State-specific rate constants for the relaxation of O2(X3Σg–, ν= 8–11) in collisions with O2, N2, NO2, CO2, N2O, CH4 and He

Rate constants have been measured at 295 K for the state-specific vibrational relaxation of O2(8 ⩽ν⩽ 11) by several gases, M = NO2, O2, CO2, N2O, CH4 and He. Upper limits are reported for the rate constants for relaxation by N2. Vibrationally excited O2 was formed in levels up to ν= 11 by the reaction of O(3P) atoms with NO2. The O(3P) atoms were created by partial photolysis of NO2 at 355 nm using a frequency-tripled Nd: YAG laser, and the kinetics of O2 in individual ν levels observed by laser-induced fluorescence in the (0, ν) bands of the B 3Σu––X3Σg– system.

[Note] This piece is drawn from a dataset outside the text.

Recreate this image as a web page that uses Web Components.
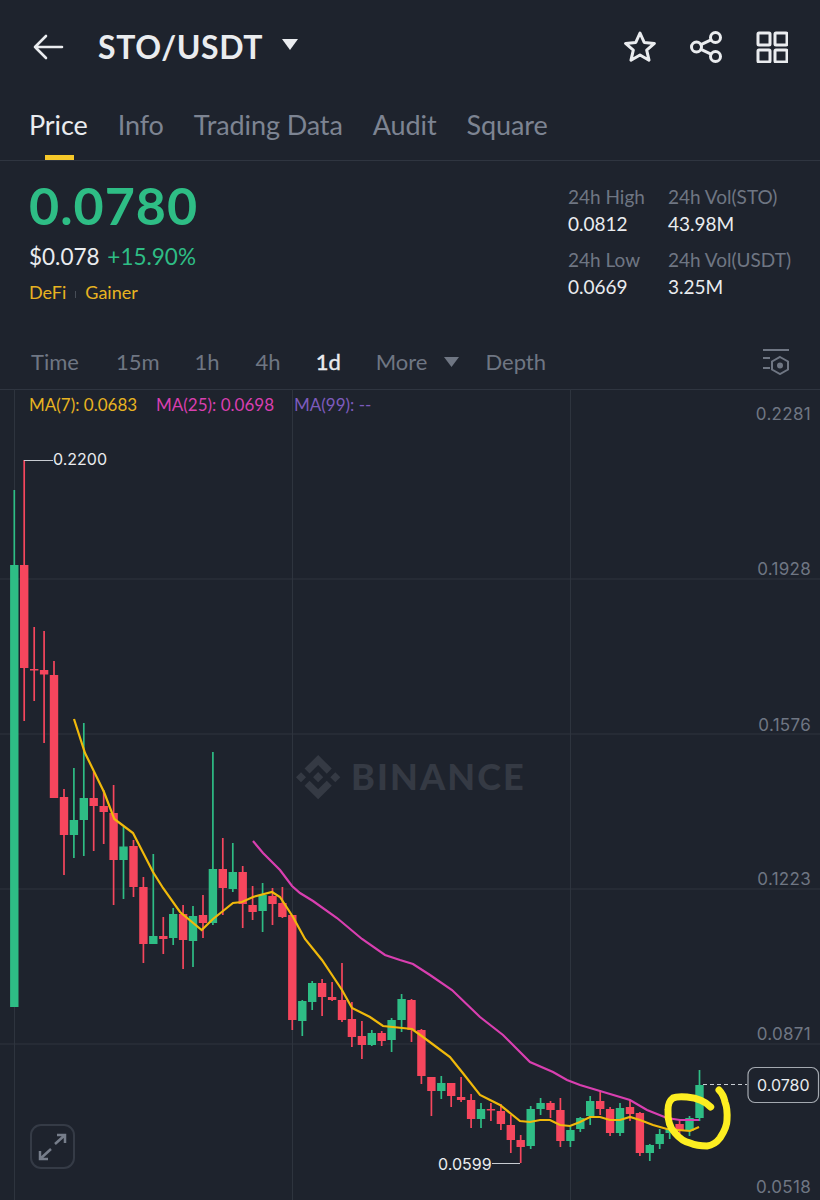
<!DOCTYPE html>
<html>
<head>
<meta charset="utf-8">
<title>STO/USDT</title>
<style>
  html, body { margin: 0; padding: 0; background: #1e232d; }
  body { width: 820px; height: 1200px; overflow: hidden; font-family: Lato, "Liberation Sans", sans-serif; color: #eaecef; }
</style>
</head>
<body>
<pair-header pair="STO/USDT"></pair-header>
<market-tabs items="Price,Info,Trading Data,Audit,Square" active="Price"></market-tabs>
<price-summary>
  <stat-item slot="stats" label="24h High" value="0.0812"></stat-item>
  <stat-item slot="stats" label="24h Vol(STO)" value="43.98M"></stat-item>
  <stat-item slot="stats" label="24h Low" value="0.0669"></stat-item>
  <stat-item slot="stats" label="24h Vol(USDT)" value="3.25M"></stat-item>
</price-summary>
<interval-bar></interval-bar>
<kline-chart></kline-chart>

<script>
class PairHeader extends HTMLElement {
  constructor() {
    super();
    this.attachShadow({ mode: "open" });
  }

  connectedCallback() {
    this.shadowRoot.innerHTML = `
      <style>
        :host { display: flex; align-items: center; height: 94px; padding: 0 32px 0 33px; box-sizing: border-box; }
        svg { display: block; fill: none; stroke: #eaecef; stroke-width: 3; stroke-linejoin: round; stroke-linecap: round; }
        .back { margin-right: 34px; stroke-width: 2.600; }
        h1 { margin: 0; font: 700 32px/1 Lato, sans-serif; letter-spacing: 0.600px; color: #eaecef; }
        .caret { margin: -6px 0 0 19px; fill: #eaecef; stroke: none; }
        .icons { margin-left: auto; display: flex; gap: 34px; }
      </style>
      <svg class="back" width="31" height="26" viewBox="0 0 31 26"><path d="M29 13H2M13 2 2 13l11 11"/></svg>
      <h1>${this.getAttribute("pair")}</h1>
      <svg class="caret" width="16" height="11" viewBox="0 0 16 11"><path d="M0 0h16l-8 11z"/></svg>
      <div class="icons">
        <svg width="32" height="32" viewBox="0 0 32 32"><path d="M16 2l4.200 9.400 10.200 1-7.700 6.800 2.300 10-9-5.200-9 5.200 2.300-10-7.700-6.800 10.200-1z"/></svg>
        <svg width="32" height="32" viewBox="0 0 32 32"><circle cx="6.500" cy="16" r="5"/><circle cx="25.500" cy="6.500" r="5"/><circle cx="25.500" cy="25.500" r="5"/><path d="M11 13.700 21 8.800M11 18.300l10 4.900"/></svg>
        <svg width="32" height="32" viewBox="0 0 32 32"><rect x="2" y="2" width="12" height="12" rx="1"/><rect x="19" y="2" width="12" height="12" rx="1"/><rect x="2" y="19" width="12" height="12" rx="1"/><rect x="19" y="19" width="12" height="12" rx="1"/></svg>
      </div>`;
  }
}

class MarketTabs extends HTMLElement {
  constructor() {
    super();
    this.attachShadow({ mode: "open" });
  }

  connectedCallback() {
    const active = this.getAttribute("active");
    const tabs = this.getAttribute("items").split(",").map((name) =>
      `<span class="tab ${name === active ? "on" : ""}">${name}</span>`).join("");
    this.shadowRoot.innerHTML = `
      <style>
        :host { display: flex; gap: 30px; height: 67px; padding: 14px 0 0 29px; box-sizing: border-box; border-bottom: 1px solid #2f3540; }
        .tab { position: relative; font: 400 27px/34px Lato, sans-serif; letter-spacing: -0.100px; color: #7d8492; }
        .on { color: #eaecef; }
        .on::after { content: ""; position: absolute; left: 16px; width: 29px; top: 47px; height: 5px; background: #f6c829; }
      </style>${tabs}`;
  }
}

class StatItem extends HTMLElement {
  constructor() {
    super();
    this.attachShadow({ mode: "open" });
  }

  connectedCallback() {
    this.shadowRoot.innerHTML = `
      <style>
        :host { display: block; font: 400 19px/27px Lato, sans-serif; white-space: nowrap; }
        .label { color: #6f7683; }
        .value { color: #eaecef; }
      </style>
      <div class="label">${this.getAttribute("label")}</div>
      <div class="value">${this.getAttribute("value")}</div>`;
  }
}

class PriceSummary extends HTMLElement {
  constructor() {
    super();
    this.attachShadow({ mode: "open" });
  }

  connectedCallback() {
    this.shadowRoot.innerHTML = `
      <style>
        :host { display: flex; justify-content: space-between; height: 179px; box-sizing: border-box; padding: 19px 0 0 29px; }
        .price { font: 700 52px/50px Lato, sans-serif; letter-spacing: 1px; color: #2ebd85; }
        .sub { margin-top: 13px; font: 400 22.500px/28px Lato, sans-serif; color: #eaecef; }
        .sub b { font-weight: 400; color: #2ebd85; margin-left: 2px; }
        .tags { display: flex; align-items: center; margin-top: 7px; font: 400 18px/28px Lato, sans-serif; color: #e8b321; }
        .tags i { width: 1px; height: 7px; margin: 5px 9px 0; background: #474d57; }
        .stats { display: grid; grid-template-columns: 100px 152px; row-gap: 9px; align-content: start; margin-top: 3px; }
      </style>
      <div>
        <div class="price">0.0780</div>
        <div class="sub">$0.078 <b>+15.90%</b></div>
        <div class="tags"><span>DeFi</span><i></i><span>Gainer</span></div>
      </div>
      <div class="stats"><slot name="stats"></slot></div>`;
  }
}

class IntervalBar extends HTMLElement {
  constructor() {
    super();
    this.attachShadow({ mode: "open" });
  }

  connectedCallback() {
    this.shadowRoot.innerHTML = `
      <style>
        :host { display: flex; align-items: center; height: 49px; box-sizing: border-box; padding: 0 30px 5px 31px; font: 400 22px/30px Lato, sans-serif; color: #6f7683; }
        span { margin-right: 35px; }
        span:nth-of-type(1) { margin-right: 37px; }
        span:nth-of-type(3) { margin-right: 36px; }
        .on { color: #eaecef; -webkit-text-stroke: 0.400px #eaecef; }
        .more { margin-right: 0; }
        .caret { margin: 0 26px 0 17px; fill: #6f7683; }
        .tool { margin-left: auto; fill: none; stroke: #6f7683; stroke-width: 2; }
      </style>
      <span>Time</span><span>15m</span><span>1h</span><span>4h</span><span class="on">1d</span>
      <span class="more">More</span>
      <svg class="caret" width="15" height="10" viewBox="0 0 15 10"><path d="M0 0h15l-7.500 10z"/></svg>
      <span>Depth</span>
      <svg class="tool" width="29" height="26" viewBox="0 0 29 26"><path d="M2 1h26M2 9h7M2 19h7"/><path d="M19 8l8 4.500v8L19 25l-8-4.500v-8z"/><circle cx="19" cy="16.500" r="2" fill="#6f7683"/></svg>`;
  }
}

// high, body top, body bottom, low, up
const CANDLES = [
  [490, 565, 1007, 1007, 1], [460, 565, 668, 721, 0], [627, 669, 670, 701, 0], [631, 670, 674.5, 743, 0],
  [661, 675, 798, 798, 0], [789, 797, 835, 875, 0], [768, 820, 835, 858, 1], [723, 798, 820, 856, 1],
  [772, 798, 806, 851, 0], [790, 806, 812, 844, 0], [785, 813, 860, 905, 0], [827, 846.5, 860, 899, 1],
  [840, 846, 887, 897, 0], [877, 887, 944, 963, 0], [854, 936, 944, 944, 1], [917, 936, 939, 954, 0],
  [908, 914, 938, 945, 1], [905, 914, 940, 969, 0], [906, 916, 941, 967, 1], [895, 915, 923, 938, 0],
  [752, 869, 923, 925, 1], [838, 869, 888, 915, 0], [843, 872, 889, 892, 1], [866, 872, 904, 928, 0],
  [886, 905, 912, 920, 0], [883, 895, 911, 932, 1], [888, 896, 904, 925, 0], [887, 903, 917, 918, 0],
  [915, 915, 1020, 1030, 0], [1000, 1001, 1021, 1036, 1], [981, 983, 1002, 1010, 1], [979, 983, 997, 1016, 0],
  [982, 997, 1000, 1001, 0], [963, 1000, 1020, 1022, 0], [1002, 1019, 1037, 1047, 0], [1021, 1036, 1045, 1059, 0],
  [1030, 1033, 1045, 1046, 1], [1031, 1033, 1041, 1046, 0], [1018, 1020, 1040, 1052, 1], [994, 999, 1020, 1032, 1],
  [999, 1000, 1030, 1042, 0], [1029, 1030, 1076, 1084, 0], [1077, 1077, 1091, 1116, 0], [1076, 1083, 1091, 1099, 1],
  [1083, 1083, 1096, 1107, 0], [1077, 1097, 1100, 1102, 0], [1094, 1100, 1119, 1128, 0], [1103, 1109, 1119, 1128, 1],
  [1103, 1109, 1110, 1121, 0], [1104, 1111, 1124, 1130, 0], [1115, 1125, 1140, 1153, 0], [1135, 1140, 1147, 1163, 0],
  [1106, 1109, 1146, 1149, 1], [1098, 1103, 1109, 1115, 1], [1101, 1103, 1110, 1118, 0], [1098, 1110, 1141, 1147, 0],
  [1127, 1130, 1141, 1147, 1], [1117, 1118, 1129, 1132, 1], [1096, 1101, 1116, 1125, 1], [1090, 1101, 1109, 1115, 0],
  [1107, 1109, 1133, 1136, 0], [1103, 1108, 1133, 1136, 1], [1100, 1107, 1114, 1121, 0], [1112, 1113, 1153, 1156, 0],
  [1144, 1145, 1153, 1161, 1], [1129, 1134, 1144, 1149, 1], [1124, 1128, 1133, 1139, 1], [1120, 1124, 1131, 1134, 0],
  [1116, 1118, 1131, 1136, 1], [1070, 1085, 1118, 1121, 1],
];

const MA7 = "74,719 85,753 104,792 114.300,819 133,833 153,872 163,888 180,912 201.700,930 213,919 233,903 242,902 253,897 272,892 280,897 293,917 305,939 322,960 342,990 352,1008 370,1017 383,1026 412,1029 423,1037 450,1057 462,1072 480,1095 500,1105 520,1121 530,1122 540,1120 550,1120 560,1125 570,1126 580,1122 590,1117 600,1117 610,1120 620,1120 630,1117 640,1120 653,1125 667,1129 690,1131 699,1127";
const MA25 = "253,841 263,853 280,870 292,886 300,893 313,901 337,918 362,939 385,955 400,960 413,964 430,975 452,990 480,1017 503,1035 530,1062 553,1072 567,1080 580,1085 600,1091 630,1100 647,1110 667,1118 680,1120 699,1120";

class KlineChart extends HTMLElement {
  constructor() {
    super();
    this.attachShadow({ mode: "open" });
  }

  connectedCallback() {
    const grid = [579, 734, 889, 1044].map((y) => `<path d="M0 ${y}H820"/>`).join("") +
      [14.5, 292.5, 570.5].map((x) => `<path d="M${x} 389V1200"/>`).join("");

    const candles = CANDLES.map((c, i) => {
      const x = (14.3 + i * 9.93).toFixed(1);
      const color = c[4] ? "#2ebd85" : "#f6465d";
      const h = Math.max(c[2] - c[1], 1.5);
      return `<path d="M${x} ${c[0]}V${c[3]}" stroke="${color}" stroke-width="1.700"/>` +
        `<rect x="${x - 4.2}" y="${c[1]}" width="8.400" height="${h}" fill="${color}"/>`;
    }).join("");

    const scale = [[414, "0.2281"], [569, "0.1928"], [725, "0.1576"], [879, "0.1223"], [1034, "0.0871"], [1187, "0.0518"]]
      .map(([y, t]) => `<text x="811" y="${y}" text-anchor="end" dominant-baseline="central">${t}</text>`).join("");

    this.shadowRoot.innerHTML = `
      <style>
        :host { display: block; position: relative; height: 811px; border-top: 1px solid #2f3540; box-sizing: border-box; }
        svg.plot { display: block; position: absolute; left: 0; top: -1px; }
        .grid path { stroke: #2e343e; stroke-width: 1; fill: none; }
        .scale text { font: 400 17px Inter, sans-serif; letter-spacing: 0.300px; fill: #6f7683; }
        .mark { font: 400 16px Inter, sans-serif; fill: #eaecef; }
        .legend { position: absolute; left: 29px; top: 5px; display: flex; font: 400 17px/20px Lato, sans-serif; white-space: nowrap; }
        .legend span:nth-child(1) { width: 127px; color: #e8b321; }
        .legend span:nth-child(2) { width: 138px; color: #d93fb0; }
        .legend span:nth-child(3) { color: #7d5bbd; }
        .expand { position: absolute; left: 30px; top: 734px; width: 45px; height: 45px; box-sizing: border-box; border: 2px solid #353b46; border-radius: 11px; }
        .expand svg { display: block; fill: none; stroke: #767d8a; stroke-width: 2.500; }
      </style>
      <svg class="plot" width="820" height="811" viewBox="0 389 820 811">
        <g class="grid">${grid}</g>
        <g transform="translate(296 755) scale(0.35)" fill="#353a44"><path d="M38.730 53.200l24.590-24.580 24.600 24.600 14.300-14.310L63.320 0 24.420 38.900l14.310 14.300zM0 63.310l14.300-14.310 14.310 14.310-14.310 14.300zM38.730 73.410l24.590 24.590 24.600-24.600 14.310 14.290-38.900 38.910-38.910-38.880-.020-.020zM97.990 63.310l14.300-14.310 14.320 14.300-14.310 14.320zM77.830 63.300L63.320 48.780 52.590 59.510l-1.240 1.230-2.540 2.540 14.510 14.500 14.510-14.470z"/></g>
        <text x="351" y="790" font-family="Lato, sans-serif" font-weight="900" font-size="36" letter-spacing="2.100" fill="#353a44">BINANCE</text>
        <g class="scale">${scale}</g>
        ${candles}
        <polyline points="${MA25}" fill="none" stroke="#d93fb0" stroke-width="2.200"/>
        <polyline points="${MA7}" fill="none" stroke="#f0b90b" stroke-width="2.200"/>
        <path d="M24 460.500H53" stroke="#c8ccd2" stroke-width="1"/>
        <text class="mark" x="53" y="459" dominant-baseline="central">0.2200</text>
        <path d="M492 1163.500H520" stroke="#c8ccd2" stroke-width="1"/>
        <text class="mark" x="438" y="1164" dominant-baseline="central">0.0599</text>
        <path d="M703 1084.500H747" stroke="#c8ccd2" stroke-width="1" stroke-dasharray="4 3"/>
        <rect x="748" y="1067.500" width="70.500" height="35" rx="7" fill="#1e232d" stroke="#a4a9b0" stroke-width="1.200"/>
        <text class="mark" x="757" y="1084.500" dominant-baseline="central">0.0780</text>
        <path d="M710.700 1107C706 1102 697 1098 687 1097C680 1096.500 675 1097 673 1098C669 1101 668 1104 668 1110C667.500 1120 670 1128 675 1133C680 1139 685 1142 690 1143C697 1146 702 1146 707 1146C714 1145 717 1142 720 1138C724 1132 727 1127 727 1120C727.500 1112 727 1107 725 1102C724 1097 722 1093 719 1090" fill="none" stroke="#fdee21" stroke-width="7" stroke-linecap="round" stroke-linejoin="round"/>
      </svg>
      <div class="legend"><span>MA(7): 0.0683</span><span>MA(25): 0.0698</span><span>MA(99): --</span></div>
      <div class="expand"><svg width="41" height="41" viewBox="0 0 41 41"><path d="M33 9 23 18M25 9h8v8M8 33l11-10M8 25v8h8"/></svg></div>`;
  }
}

customElements.define("pair-header", PairHeader);
customElements.define("market-tabs", MarketTabs);
customElements.define("stat-item", StatItem);
customElements.define("price-summary", PriceSummary);
customElements.define("interval-bar", IntervalBar);
customElements.define("kline-chart", KlineChart);
</script>
</body>
</html>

Except with He as collision partner, it appears that relaxation occurs by single quantum, intermolecular, vibration–vibration (V–V) energy exchange. Comparison of the rate constants for relaxation by different collision partners demonstrates again the importance of near-resonance and long-range forces in facilitating V–V exchange, with IR active modes accepting vibrational quanta more readily than IR inactive modes. The results are compared with those obtained previously for higher vibrational levels of O2, with estimates of the relaxation rates estimated according to a version of Sharma–Brau theory, and the implications of the results for atmospheric chemistry are discussed briefly.